Do people form implicit racial biases by looking at the colour of a person’s skin, their facial features or both? How are children’s attitudes and perceptions about race formed and influenced, and what is the cognitive impact of negative racial stereotyping on those targeted? York social psychology Professor Jennifer Steele hopes the answers to those questions will lead to intervention programs in schools that will boost the academic performance of children from minority groups and increase their sense of self.

As part of her research, titled "Understanding the Development and Consequences of Racial Stereotyping: A Social Cognitive Approach", Steele and her team are currently taking their laptops into schools to discover when racial stereotyping begins and what children pay attention to when forming racial biases. The next step will be to have the children come to the University’s new Interpersonal Perception and Social Cognition (IPSC) Laboratory being built in the Behavioural Science Building. The lab is expected to be up and running this summer.

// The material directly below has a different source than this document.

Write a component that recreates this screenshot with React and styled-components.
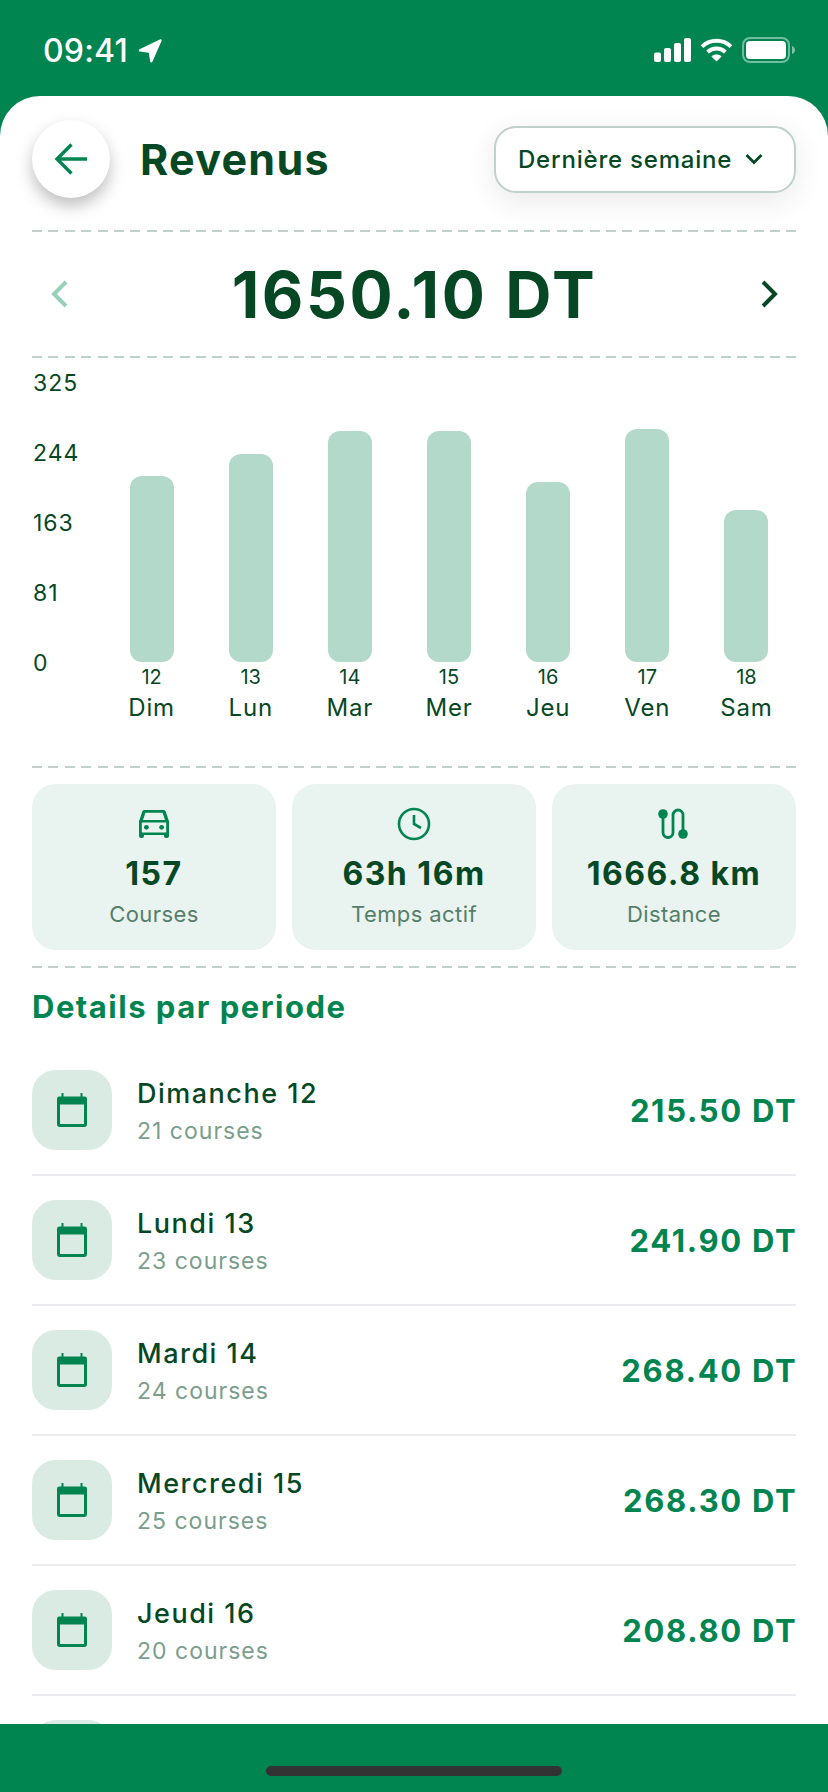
import styled, { createGlobalStyle } from "styled-components";

const GREEN = "#008551";
const DARK = "#064824";

const GlobalStyle = createGlobalStyle`
  html, body {
    margin: 0;
    padding: 0;
    background: ${GREEN};
  }
  * {
    box-sizing: border-box;
  }
`;

const days = [
  { num: 12, short: "Dim", long: "Dimanche", rides: 21, amount: 215.5 },
  { num: 13, short: "Lun", long: "Lundi", rides: 23, amount: 241.9 },
  { num: 14, short: "Mar", long: "Mardi", rides: 24, amount: 268.4 },
  { num: 15, short: "Mer", long: "Mercredi", rides: 25, amount: 268.3 },
  { num: 16, short: "Jeu", long: "Jeudi", rides: 20, amount: 208.8 },
  { num: 17, short: "Ven", amount: 270.4 },
  { num: 18, short: "Sam", amount: 177 },
];

const ticks = [325, 244, 163, 81, 0];
const PLOT_HEIGHT = 280;

const BackIcon = () => (
  <svg width="34" height="34" viewBox="0 0 34 34" fill="none" stroke={GREEN} strokeWidth="3.4">
    <path d="M33 17H3" />
    <path d="M17.500 2.500 3 17l14.500 14.500" />
  </svg>
);

const ChevronDown = () => (
  <svg width="20" height="12" viewBox="0 0 20 12" fill="none" stroke={DARK} strokeWidth="2.8">
    <path d="M2.500 2 10 9.500 17.500 2" />
  </svg>
);

const Chevron = ({ left, color }) => (
  <svg width="20" height="30" viewBox="0 0 20 30" fill="none" stroke={color} strokeWidth="4">
    <path d={left ? "M17 3 5 15l12 12" : "M3 3l12 12L3 27"} />
  </svg>
);

const CarIcon = () => (
  <svg width="32" height="28" viewBox="0 0 32 28" fill={GREEN}>
    <path d="M6.600 0h18.800c1.100 0 2 .7 2.300 1.600L31 11.200V26a2 2 0 0 1-2 2h-1a2 2 0 0 1-2-2v-1H6v1a2 2 0 0 1-2 2H3a2 2 0 0 1-2-2V11.200l3.300-9.600C4.600.7 5.500 0 6.600 0Zm.8 2.800L5 10h22l-2.400-7.200H7.400ZM3.800 12.600v9.800h24.400v-9.800H3.800Z" fillRule="evenodd" />
    <circle cx="8.400" cy="17.300" r="2.400" />
    <circle cx="23.600" cy="17.300" r="2.400" />
  </svg>
);

const ClockIcon = () => (
  <svg width="34" height="34" viewBox="0 0 34 34" fill="none" stroke={GREEN} strokeWidth="2.6">
    <circle cx="17" cy="17" r="15" />
    <path d="M17 8v9l7 4" />
  </svg>
);

const RouteIcon = () => (
  <svg width="32" height="32" viewBox="0 0 32 32" fill="none" stroke={GREEN} strokeWidth="2.800">
    <path d="M5 6v18.500a5 5 0 0 0 10 0V7a5 5 0 0 1 10 0v18" />
    <circle cx="5" cy="6" r="4.800" fill={GREEN} stroke="none" />
    <circle cx="25" cy="26" r="4.800" fill={GREEN} stroke="none" />
  </svg>
);

const CalendarIcon = () => (
  <svg width="30" height="34" viewBox="0 0 30 34" fill={GREEN}>
    <path fillRule="evenodd" d="M4.500 0h2v3.400h17V0h2v3.400h2.100A2.400 2.400 0 0 1 30 5.800v25.800a2.400 2.400 0 0 1-2.400 2.400H2.400A2.400 2.400 0 0 1 0 31.600V5.800a2.400 2.400 0 0 1 2.400-2.400h2.100V0ZM3 11.400v19.600h24V11.400H3Z" />
  </svg>
);

const LocationIcon = () => (
  <svg width="24" height="24" viewBox="0 0 25 25" fill="#fff">
    <path d="M22.800.4c1.100-.5 2.200.6 1.700 1.700L15 23.600c-.5 1.100-2.100 1-2.300-.2l-1.500-9.200L1.800 13c-1.200-.2-1.300-1.800-.2-2.300L22.800.4Z" />
  </svg>
);

const SignalIcon = () => (
  <svg width="37" height="24" viewBox="0 0 37 24" fill="#fff">
    <rect x="0" y="14.500" width="7" height="9.500" rx="2" />
    <rect x="10" y="10" width="7" height="14" rx="2" />
    <rect x="20" y="5" width="7" height="19" rx="2" />
    <rect x="30" y="0" width="7" height="24" rx="2" />
  </svg>
);

const WifiIcon = () => (
  <svg width="33" height="24" viewBox="0 0 33 24" fill="none" stroke="#fff" strokeWidth="4">
    <path d="M2 8.600C10.200.8 22.800.8 31 8.600" />
    <path d="M7.600 14c5-4.600 12.800-4.600 17.800 0" />
    <path d="M16.500 23.500 11.400 18.400c3-2.400 7.200-2.400 10.200 0Z" fill="#fff" stroke="none" />
  </svg>
);

const BatteryIcon = () => (
  <svg width="54" height="26" viewBox="0 0 54 26" fill="none">
    <rect x="1" y="1" width="46" height="24" rx="7" stroke="#fff" strokeOpacity=".45" strokeWidth="2" />
    <rect x="4" y="4" width="40" height="18" rx="4" fill="#fff" />
    <path d="M50 9v8c1.600-.6 3-2 3-4s-1.400-3.400-3-4Z" fill="#fff" fillOpacity=".5" />
  </svg>
);

const App = () => {
  return (
    <Screen>
      <GlobalStyle />
      <StatusBar>
        <Clock>
          09:41
          <LocationIcon />
        </Clock>
        <StatusIcons>
          <SignalIcon />
          <WifiIcon />
          <BatteryIcon />
        </StatusIcons>
      </StatusBar>

      <Sheet>
        <Header>
          <BackButton>
            <BackIcon />
          </BackButton>
          <Title>Revenus</Title>
          <PeriodSelect>
            Dernière semaine
            <ChevronDown />
          </PeriodSelect>
        </Header>
        <Dashed />

        <TotalRow>
          <Chevron left color="#99D0B8" />
          <Total>1650.10 DT</Total>
          <Chevron color={DARK} />
        </TotalRow>
        <Dashed />

        <Chart>
          <YAxis>
            {ticks.map((t) => (
              <span key={t}>{t}</span>
            ))}
          </YAxis>
          <Columns>
            {days.map((d) => (
              <Column key={d.num}>
                <Plot>
                  <Bar style={{ height: (d.amount / 325) * PLOT_HEIGHT }} />
                </Plot>
                <DateNum>{d.num}</DateNum>
                <DayName>{d.short}</DayName>
              </Column>
            ))}
          </Columns>
        </Chart>
        <Dashed />

        <Stats>
          <StatCard>
            <StatIcon><CarIcon /></StatIcon>
            <StatValue>157</StatValue>
            <StatLabel>Courses</StatLabel>
          </StatCard>
          <StatCard>
            <StatIcon><ClockIcon /></StatIcon>
            <StatValue>63h 16m</StatValue>
            <StatLabel>Temps actif</StatLabel>
          </StatCard>
          <StatCard>
            <StatIcon><RouteIcon /></StatIcon>
            <StatValue>1666.8 km</StatValue>
            <StatLabel>Distance</StatLabel>
          </StatCard>
        </Stats>
        <Dashed />

        <SectionTitle>Details par periode</SectionTitle>
        <List>
          {days.slice(0, 5).map((d) => (
            <Row key={d.num}>
              <RowIcon>
                <CalendarIcon />
              </RowIcon>
              <RowText>
                <RowTitle>{d.long} {d.num}</RowTitle>
                <RowSub>{d.rides} courses</RowSub>
              </RowText>
              <RowAmount>{d.amount.toFixed(2)} DT</RowAmount>
            </Row>
          ))}
          {/* next row only peeks out above the bottom bar */}
          <Row>
            <RowIcon />
          </Row>
        </List>
      </Sheet>

      <BottomBar>
        <HomeIndicator />
      </BottomBar>
    </Screen>
  );
};

const Screen = styled.div`
  width: 828px;
  height: 1792px;
  display: flex;
  flex-direction: column;
  overflow: hidden;
  background: ${GREEN};
  font-family: Inter, "Liberation Sans", sans-serif;
  font-optical-sizing: none;
  color: ${DARK};
`;

const StatusBar = styled.div`
  height: 96px;
  flex: none;
  display: flex;
  justify-content: space-between;
  align-items: flex-start;
  padding: 33px 32px 0 43px;
`;

const Clock = styled.div`
  display: flex;
  align-items: center;
  gap: 10px;
  color: #fff;
  font-size: 32px;
  font-weight: 500;
  line-height: 36px;
  letter-spacing: 0.2px;
`;

const StatusIcons = styled.div`
  display: flex;
  align-items: center;
  gap: 9px;
  padding-top: 4px;
`;

const Sheet = styled.div`
  flex: 1;
  min-height: 0;
  overflow: hidden;
  background: #fff;
  border-radius: 40px 40px 0 0;
  padding: 0 32px;
`;

const Header = styled.div`
  display: flex;
  align-items: center;
  padding-top: 24px;
  height: 134px;
  padding-bottom: 32px;
`;

const BackButton = styled.div`
  width: 78px;
  height: 78px;
  flex: none;
  border-radius: 50%;
  background: #fff;
  display: flex;
  align-items: center;
  justify-content: center;
  box-shadow: 0 8px 16px rgba(0, 0, 0, 0.25);
`;

const Title = styled.h1`
  margin: 0 0 0 30px;
  flex: 1;
  font-size: 43px;
  font-weight: 700;
  letter-spacing: 1.3px;
`;

const PeriodSelect = styled.div`
  width: 302px;
  height: 67px;
  flex: none;
  display: flex;
  align-items: center;
  justify-content: space-between;
  padding: 0 30px 0 22px;
  background: #fff;
  border: 2px solid #bfd1c8;
  border-radius: 22px;
  font-size: 24px;
  font-weight: 500;
  letter-spacing: 0.8px;
  box-shadow: 0 8px 30px rgba(0, 0, 0, 0.09);
`;

const Dashed = styled.div`
  height: 2px;
  background: repeating-linear-gradient(90deg, #bfd1c8 0 10px, transparent 10px 16.4px);
`;

const TotalRow = styled.div`
  height: 124px;
  display: flex;
  align-items: center;
  justify-content: space-between;
  padding: 0 16px 0 17px;
`;

const Total = styled.div`
  font-size: 64px;
  font-weight: 700;
  letter-spacing: 2.6px;
`;

const Chart = styled.div`
  height: 408px;
  display: flex;
  align-items: flex-start;
`;

const YAxis = styled.div`
  width: 70px;
  height: 304px;
  margin-top: 13px;
  padding-left: 1px;
  display: flex;
  flex-direction: column;
  justify-content: space-between;
  font-size: 23px;
  line-height: 24px;
  letter-spacing: 1px;
`;

const Columns = styled.div`
  flex: 1;
  display: grid;
  grid-template-columns: repeat(7, 1fr);
  padding-top: 24px;
`;

const Column = styled.div`
  display: flex;
  flex-direction: column;
  align-items: center;
`;

const Plot = styled.div`
  height: ${PLOT_HEIGHT}px;
  display: flex;
  align-items: flex-end;
`;

const Bar = styled.div`
  width: 44px;
  background: #b2d9c9;
  border-radius: 12px;
`;

const DateNum = styled.div`
  margin-top: 3px;
  font-size: 20px;
  line-height: 24px;
`;

const DayName = styled.div`
  margin-top: 3px;
  font-size: 24px;
  line-height: 32px;
  letter-spacing: 0.8px;
`;

const Stats = styled.div`
  display: grid;
  grid-template-columns: repeat(3, 1fr);
  gap: 16px;
  padding: 16px 0;
`;

const StatCard = styled.div`
  height: 166px;
  background: #e9f3ef;
  border-radius: 24px;
  display: flex;
  flex-direction: column;
  align-items: center;
  padding-top: 22px;
`;

const StatIcon = styled.div`
  height: 36px;
  display: flex;
  align-items: center;
  justify-content: center;
`;

const StatValue = styled.div`
  margin-top: 12px;
  font-size: 32px;
  font-weight: 700;
  line-height: 40px;
  letter-spacing: 1.5px;
`;

const StatLabel = styled.div`
  margin-top: 6px;
  font-size: 22px;
  line-height: 28px;
  letter-spacing: 0.4px;
  color: #557f6a;
`;

const SectionTitle = styled.h2`
  margin: 0;
  height: 102px;
  padding-top: 20px;
  font-size: 31px;
  line-height: 38px;
  font-weight: 700;
  letter-spacing: 1.5px;
  color: ${GREEN};
`;

const List = styled.div`
  display: flex;
  flex-direction: column;
`;

const Row = styled.div`
  display: flex;
  align-items: center;
  padding-bottom: 24px;
  margin-bottom: 24px;
  border-bottom: 2px solid #ebebf0;
`;

const RowIcon = styled.div`
  width: 80px;
  height: 80px;
  flex: none;
  border-radius: 24px;
  background: #daebe3;
  display: flex;
  align-items: center;
  justify-content: center;
`;

const RowText = styled.div`
  flex: 1;
  margin-left: 25px;
  padding-top: 2px;
`;

const RowTitle = styled.div`
  font-size: 27px;
  font-weight: 500;
  line-height: 36px;
  letter-spacing: 1.5px;
`;

const RowSub = styled.div`
  margin-top: 4px;
  font-size: 23px;
  line-height: 30px;
  letter-spacing: 1px;
  color: #7a9e8c;
`;

const RowAmount = styled.div`
  margin-right: -1.5px;
  font-size: 31px;
  font-weight: 700;
  letter-spacing: 1.7px;
  color: ${GREEN};
`;

const BottomBar = styled.div`
  height: 68px;
  flex: none;
  background: ${GREEN};
  display: flex;
  justify-content: center;
  padding-top: 42px;
`;

const HomeIndicator = styled.div`
  width: 296px;
  height: 10px;
  border-radius: 5px;
  background: #333;
`;

export default App;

As a recipient of a 2007 Canada Foundation for Innovation (CFI) Leaders Opportunity Fund grant of $157,931, Steele is planning to equip the lab with an eye-tracking system, which is made up of video recording and editing equipment for the purpose of identifying where children focus their attention when presented with stimuli, such as faces with varying facial features and skin colour.

"Race, gender and age. People automatically process that information, and most previous theories of impression formation suggest that this initial categorization alone significantly impacts how they will interact with that person," says Steele, director of the IPSC Lab and a professor in York’s Department of Psychology, Faculty of Health.

Most of the research so far suggests that people categorize others based solely on race while facial features don’t play a role in the categorization. However, one study from the University of Colorado, titled "The Influence of Afrocentric Facial Features in Criminal Sentencing", counters that theory. Steele found that study intriguing as she is also looking into the effects of facial features in determining racial biases and stereotyping. The US study, which looked at the length of jail sentences of prison inmates in Florida, found that regardless of whether the offenders were black or white, the ones with the most Afrocentric facial features were routinely given longer jail sentences than those with more European features, even though their criminal histories were equivalent.

Left: Jennifer Steele

According to the US Afrocentric study, the findings were consistent with the results of their laboratory research, which showed "that people use Afrocentric features to infer traits that are stereotypic of African Americans. Be they white or black, offenders who possess more Afrocentric features are receiving harsher sentences for the same crimes, compared with less Afrocentric-looking offenders".

What Steele wants to know is whether the attention to facial features in developing racial stereotypes holds true for children, and if so, when does it start? Her research will look at the implicit and explicit attitudes of children from racial minorities and majorities. One of the tools Steele will be using, in addition to the eye-tracking machine and programs designed to capture children’s response times to racially diverse faces, is computer software that will allow the colour of skin and the facial features to be changed and switched around on a variety of different faces.

"Computers and video equipment will unobtrusively record responses, while an eye-tracking machine will unobtrusively track where on the faces participants look when placing people into racial categories. This will allow us to better examine how people make use of facial features. We can see where exactly on the face they’re looking when they categorize by race," says Steele. "Then we can also ask social psychological questions, such as ‘is this person more likely to play violin or basketball’. We’ll look at the data, taking the participant’s and target’s race into consideration."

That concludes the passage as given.